▶ INSTRUCTIONS FOR THE TASK
Write out all the lines again, precisely as they stand, but without the images.

▶ COLLECTED MATERIAL
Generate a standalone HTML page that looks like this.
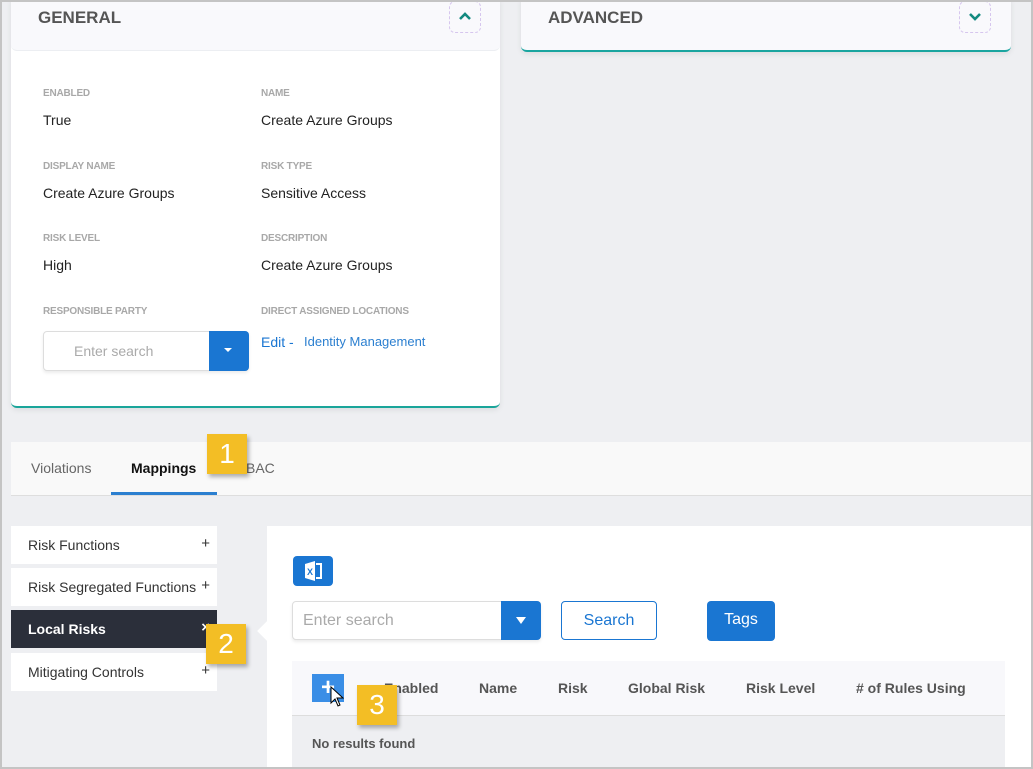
<!DOCTYPE html>
<html><head><style>
*{box-sizing:border-box;margin:0;padding:0}
body{width:1033px;height:769px;overflow:hidden;background:#eeeff2;font-family:"Liberation Sans",sans-serif;position:relative}
.a{position:absolute}
.lbl{font-size:10px;font-weight:bold;color:#a8a8a8;text-transform:uppercase;letter-spacing:-.2px}
.val{font-size:14px;color:#222}
.card{background:#fff;border-radius:6px;box-shadow:0 2px 6px rgba(0,0,0,.08)}
.tog{width:32px;height:32px;border:1px dashed #d6c6ee;border-radius:6px}
.mi{left:11px;width:206px;height:38px;background:#fff;font-size:14px;color:#333;padding:11px 0 0 17px}
.mi span{position:absolute;right:7px;top:9px;font-size:15px}
.call{background:#f3be25;color:#fff;font-size:28px;text-align:center;line-height:40px;width:40px;height:40px;box-shadow:2px 3px 4px rgba(0,0,0,.3)}
.th{top:680px;font-size:14px;font-weight:bold;color:#555}
</style></head><body>
<div class="a card" style="left:11px;top:-4px;width:489px;height:412px;border-bottom:2px solid #1aa59a"></div>
<div class="a" style="left:11px;top:-2px;width:489px;height:53px;background:#f9f9fc;border-bottom:1px solid #eceef2;border-radius:0 0 6px 6px"></div>
<div class="a" style="left:38px;top:8px;font-size:17px;font-weight:bold;color:#555">GENERAL</div>
<div class="a tog" style="left:449px;top:1px"><svg width="30" height="30"><path d="M10 17l5-5 5 5" stroke="#138a80" stroke-width="2.6" fill="none"/></svg></div>
<div class="a lbl" style="left:43px;top:88px">Enabled</div><div class="a val" style="left:43px;top:112px">True</div>
<div class="a lbl" style="left:261px;top:88px">Name</div><div class="a val" style="left:261px;top:112px">Create Azure Groups</div>
<div class="a lbl" style="left:43px;top:161px">Display Name</div><div class="a val" style="left:43px;top:185px">Create Azure Groups</div>
<div class="a lbl" style="left:261px;top:161px">Risk Type</div><div class="a val" style="left:261px;top:185px">Sensitive Access</div>
<div class="a lbl" style="left:43px;top:233px">Risk Level</div><div class="a val" style="left:43px;top:257px">High</div>
<div class="a lbl" style="left:261px;top:233px">Description</div><div class="a val" style="left:261px;top:257px">Create Azure Groups</div>
<div class="a lbl" style="left:43px;top:306px">Responsible Party</div>
<div class="a lbl" style="left:261px;top:306px">Direct Assigned Locations</div>
<div class="a" style="left:43px;top:331px;width:206px;height:40px;border:1px solid #ddd;border-radius:4px;box-shadow:0 2px 3px rgba(0,0,0,.08);background:#fff"><div class="a" style="left:30px;top:11px;font-size:14px;color:#aaa">Enter search</div><div class="a" style="right:-1px;top:-1px;width:40px;height:40px;background:#1a76d2;border-radius:0 4px 4px 0"><svg width="40" height="40"><path d="M15 17h8l-4 4z" fill="#fff"/></svg></div></div>
<div class="a" style="left:261px;top:334px;font-size:14px;color:#1a76d2">Edit -</div>
<div class="a" style="left:304px;top:334px;font-size:13px;color:#2b7fd0">Identity Management</div>

<div class="a card" style="left:521px;top:-4px;width:490px;height:56px;background:#f9f9fc;border-bottom:2px solid #1aa5a0"></div>
<div class="a" style="left:548px;top:8px;font-size:17px;font-weight:bold;color:#555">ADVANCED</div>
<div class="a tog" style="left:959px;top:1px"><svg width="30" height="30"><path d="M10 12l5 5 5-5" stroke="#138a80" stroke-width="2.6" fill="none"/></svg></div>

<div class="a" style="left:11px;top:442px;width:1022px;height:54px;background:#f9f9f9;border-bottom:1px solid #dedede"></div>
<div class="a" style="left:31px;top:460px;font-size:14px;color:#666">Violations</div>
<div class="a" style="left:131px;top:460px;font-size:14px;font-weight:bold;color:#111">Mappings</div>
<div class="a" style="left:246px;top:460px;font-size:14px;color:#666">BAC</div>
<div class="a" style="left:111px;top:492px;width:106px;height:3px;background:#2b7fd0"></div>

<div class="a mi" style="top:526px">Risk Functions<span>+</span></div>
<div class="a mi" style="top:568px">Risk Segregated Functions<span>+</span></div>
<div class="a mi" style="top:610px;background:#2b2f3a;color:#fff;font-weight:bold">Local Risks<span>×</span></div>
<div class="a mi" style="top:653px">Mitigating Controls<span>+</span></div>

<div class="a" style="left:267px;top:526px;width:766px;height:243px;background:#fff"></div>
<div class="a" style="left:260px;top:624px;width:14px;height:14px;background:#fff;transform:rotate(45deg)"></div>
<div class="a" style="left:293px;top:556px;width:40px;height:30px;background:#1a76d2;border-radius:4px"><svg width="40" height="30"><path d="M12 8l10-3v20l-10-3z" fill="#fff"/><path d="M23 8h5v14h-5" stroke="#fff" stroke-width="2" fill="none"/><text x="14" y="19" font-size="9" font-weight="bold" fill="#1a76d2" font-family="Liberation Sans">X</text></svg></div>
<div class="a" style="left:292px;top:601px;width:249px;height:39px;border:1px solid #ddd;border-radius:4px;background:#fff;box-shadow:0 2px 3px rgba(0,0,0,.08)"><div class="a" style="left:10px;top:10px;font-size:16px;color:#aaa">Enter search</div><div class="a" style="right:-1px;top:-1px;width:40px;height:39px;background:#1a76d2;border-radius:0 4px 4px 0"><svg width="40" height="39"><path d="M15 16h10l-5 7z" fill="#fff"/></svg></div></div>
<div class="a" style="left:561px;top:601px;width:96px;height:39px;border:1px solid #1a76d2;border-radius:4px;background:#fff;text-align:center;line-height:37px;font-size:16px;color:#1a76d2">Search</div>
<div class="a" style="left:707px;top:601px;width:68px;height:40px;background:#1a76d2;border-radius:4px;text-align:center;line-height:38px;font-size:16px;color:#fff">Tags</div>
<div class="a" style="left:292px;top:661px;width:713px;height:55px;background:#f8f8fb;border-bottom:1px solid #ddd"></div>
<div class="a" style="left:292px;top:716px;width:713px;height:53px;background:#eeeff2"></div>
<div class="a" style="left:312px;top:674px;width:32px;height:28px;background:#3a8ee6;color:#fff;font-size:24px;font-weight:bold;text-align:center;line-height:27px">+</div>
<div class="a th" style="left:384px">Enabled</div><div class="a th" style="left:479px">Name</div><div class="a th" style="left:558px">Risk</div><div class="a th" style="left:628px">Global Risk</div><div class="a th" style="left:746px">Risk Level</div><div class="a th" style="left:856px"># of Rules Using</div>
<div class="a" style="left:312px;top:736px;font-size:13px;font-weight:bold;color:#555">No results found</div>
<svg class="a" style="left:330px;top:686px" width="14" height="22"><path d="M1 1v16l4-4 3 7 2-1-3-7h6z" fill="#fff" stroke="#000"/></svg>

<div class="a call" style="left:207px;top:434px">1</div>
<div class="a call" style="left:206px;top:624px">2</div>
<div class="a call" style="left:357px;top:685px">3</div>
<div class="a" style="left:0;top:0;width:1033px;height:769px;border:2px solid #c4c4c4;pointer-events:none"></div>
</body></html>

▶ FINAL RESULT
Generate a standalone HTML page that looks like this.
<!DOCTYPE html>
<html><head><style>
*{box-sizing:border-box;margin:0;padding:0}
body{width:1033px;height:769px;overflow:hidden;background:#eeeff2;font-family:"Liberation Sans",sans-serif;position:relative}
.a{position:absolute}
.lbl{font-size:10px;font-weight:bold;color:#a8a8a8;text-transform:uppercase;letter-spacing:-.2px}
.val{font-size:14px;color:#222}
.card{background:#fff;border-radius:6px;box-shadow:0 2px 6px rgba(0,0,0,.08)}
.tog{width:32px;height:32px;border:1px dashed #d6c6ee;border-radius:6px}
.mi{left:11px;width:206px;height:38px;background:#fff;font-size:14px;color:#333;padding:11px 0 0 17px}
.mi span{position:absolute;right:7px;top:9px;font-size:15px}
.call{background:#f3be25;color:#fff;font-size:28px;text-align:center;line-height:40px;width:40px;height:40px;box-shadow:2px 3px 4px rgba(0,0,0,.3)}
.th{top:680px;font-size:14px;font-weight:bold;color:#555}
</style></head><body>
<div class="a card" style="left:11px;top:-4px;width:489px;height:412px;border-bottom:2px solid #1aa59a"></div>
<div class="a" style="left:11px;top:-2px;width:489px;height:53px;background:#f9f9fc;border-bottom:1px solid #eceef2;border-radius:0 0 6px 6px"></div>
<div class="a" style="left:38px;top:8px;font-size:17px;font-weight:bold;color:#555">GENERAL</div>
<div class="a tog" style="left:449px;top:1px"><svg width="30" height="30"><path d="M10 17l5-5 5 5" stroke="#138a80" stroke-width="2.6" fill="none"/></svg></div>
<div class="a lbl" style="left:43px;top:88px">Enabled</div><div class="a val" style="left:43px;top:112px">True</div>
<div class="a lbl" style="left:261px;top:88px">Name</div><div class="a val" style="left:261px;top:112px">Create Azure Groups</div>
<div class="a lbl" style="left:43px;top:161px">Display Name</div><div class="a val" style="left:43px;top:185px">Create Azure Groups</div>
<div class="a lbl" style="left:261px;top:161px">Risk Type</div><div class="a val" style="left:261px;top:185px">Sensitive Access</div>
<div class="a lbl" style="left:43px;top:233px">Risk Level</div><div class="a val" style="left:43px;top:257px">High</div>
<div class="a lbl" style="left:261px;top:233px">Description</div><div class="a val" style="left:261px;top:257px">Create Azure Groups</div>
<div class="a lbl" style="left:43px;top:306px">Responsible Party</div>
<div class="a lbl" style="left:261px;top:306px">Direct Assigned Locations</div>
<div class="a" style="left:43px;top:331px;width:206px;height:40px;border:1px solid #ddd;border-radius:4px;box-shadow:0 2px 3px rgba(0,0,0,.08);background:#fff"><div class="a" style="left:30px;top:11px;font-size:14px;color:#aaa">Enter search</div><div class="a" style="right:-1px;top:-1px;width:40px;height:40px;background:#1a76d2;border-radius:0 4px 4px 0"><svg width="40" height="40"><path d="M15 17h8l-4 4z" fill="#fff"/></svg></div></div>
<div class="a" style="left:261px;top:334px;font-size:14px;color:#1a76d2">Edit -</div>
<div class="a" style="left:304px;top:334px;font-size:13px;color:#2b7fd0">Identity Management</div>

<div class="a card" style="left:521px;top:-4px;width:490px;height:56px;background:#f9f9fc;border-bottom:2px solid #1aa5a0"></div>
<div class="a" style="left:548px;top:8px;font-size:17px;font-weight:bold;color:#555">ADVANCED</div>
<div class="a tog" style="left:959px;top:1px"><svg width="30" height="30"><path d="M10 12l5 5 5-5" stroke="#138a80" stroke-width="2.6" fill="none"/></svg></div>

<div class="a" style="left:11px;top:442px;width:1022px;height:54px;background:#f9f9f9;border-bottom:1px solid #dedede"></div>
<div class="a" style="left:31px;top:460px;font-size:14px;color:#666">Violations</div>
<div class="a" style="left:131px;top:460px;font-size:14px;font-weight:bold;color:#111">Mappings</div>
<div class="a" style="left:246px;top:460px;font-size:14px;color:#666">BAC</div>
<div class="a" style="left:111px;top:492px;width:106px;height:3px;background:#2b7fd0"></div>

<div class="a mi" style="top:526px">Risk Functions<span>+</span></div>
<div class="a mi" style="top:568px">Risk Segregated Functions<span>+</span></div>
<div class="a mi" style="top:610px;background:#2b2f3a;color:#fff;font-weight:bold">Local Risks<span>×</span></div>
<div class="a mi" style="top:653px">Mitigating Controls<span>+</span></div>

<div class="a" style="left:267px;top:526px;width:766px;height:243px;background:#fff"></div>
<div class="a" style="left:260px;top:624px;width:14px;height:14px;background:#fff;transform:rotate(45deg)"></div>
<div class="a" style="left:293px;top:556px;width:40px;height:30px;background:#1a76d2;border-radius:4px"><svg width="40" height="30"><path d="M12 8l10-3v20l-10-3z" fill="#fff"/><path d="M23 8h5v14h-5" stroke="#fff" stroke-width="2" fill="none"/><text x="14" y="19" font-size="9" font-weight="bold" fill="#1a76d2" font-family="Liberation Sans">X</text></svg></div>
<div class="a" style="left:292px;top:601px;width:249px;height:39px;border:1px solid #ddd;border-radius:4px;background:#fff;box-shadow:0 2px 3px rgba(0,0,0,.08)"><div class="a" style="left:10px;top:10px;font-size:16px;color:#aaa">Enter search</div><div class="a" style="right:-1px;top:-1px;width:40px;height:39px;background:#1a76d2;border-radius:0 4px 4px 0"><svg width="40" height="39"><path d="M15 16h10l-5 7z" fill="#fff"/></svg></div></div>
<div class="a" style="left:561px;top:601px;width:96px;height:39px;border:1px solid #1a76d2;border-radius:4px;background:#fff;text-align:center;line-height:37px;font-size:16px;color:#1a76d2">Search</div>
<div class="a" style="left:707px;top:601px;width:68px;height:40px;background:#1a76d2;border-radius:4px;text-align:center;line-height:38px;font-size:16px;color:#fff">Tags</div>
<div class="a" style="left:292px;top:661px;width:713px;height:55px;background:#f8f8fb;border-bottom:1px solid #ddd"></div>
<div class="a" style="left:292px;top:716px;width:713px;height:53px;background:#eeeff2"></div>
<div class="a" style="left:312px;top:674px;width:32px;height:28px;background:#3a8ee6;color:#fff;font-size:24px;font-weight:bold;text-align:center;line-height:27px">+</div>
<div class="a th" style="left:384px">Enabled</div><div class="a th" style="left:479px">Name</div><div class="a th" style="left:558px">Risk</div><div class="a th" style="left:628px">Global Risk</div><div class="a th" style="left:746px">Risk Level</div><div class="a th" style="left:856px"># of Rules Using</div>
<div class="a" style="left:312px;top:736px;font-size:13px;font-weight:bold;color:#555">No results found</div>
<svg class="a" style="left:330px;top:686px" width="14" height="22"><path d="M1 1v16l4-4 3 7 2-1-3-7h6z" fill="#fff" stroke="#000"/></svg>

<div class="a call" style="left:207px;top:434px">1</div>
<div class="a call" style="left:206px;top:624px">2</div>
<div class="a call" style="left:357px;top:685px">3</div>
<div class="a" style="left:0;top:0;width:1033px;height:769px;border:2px solid #c4c4c4;pointer-events:none"></div>
</body></html>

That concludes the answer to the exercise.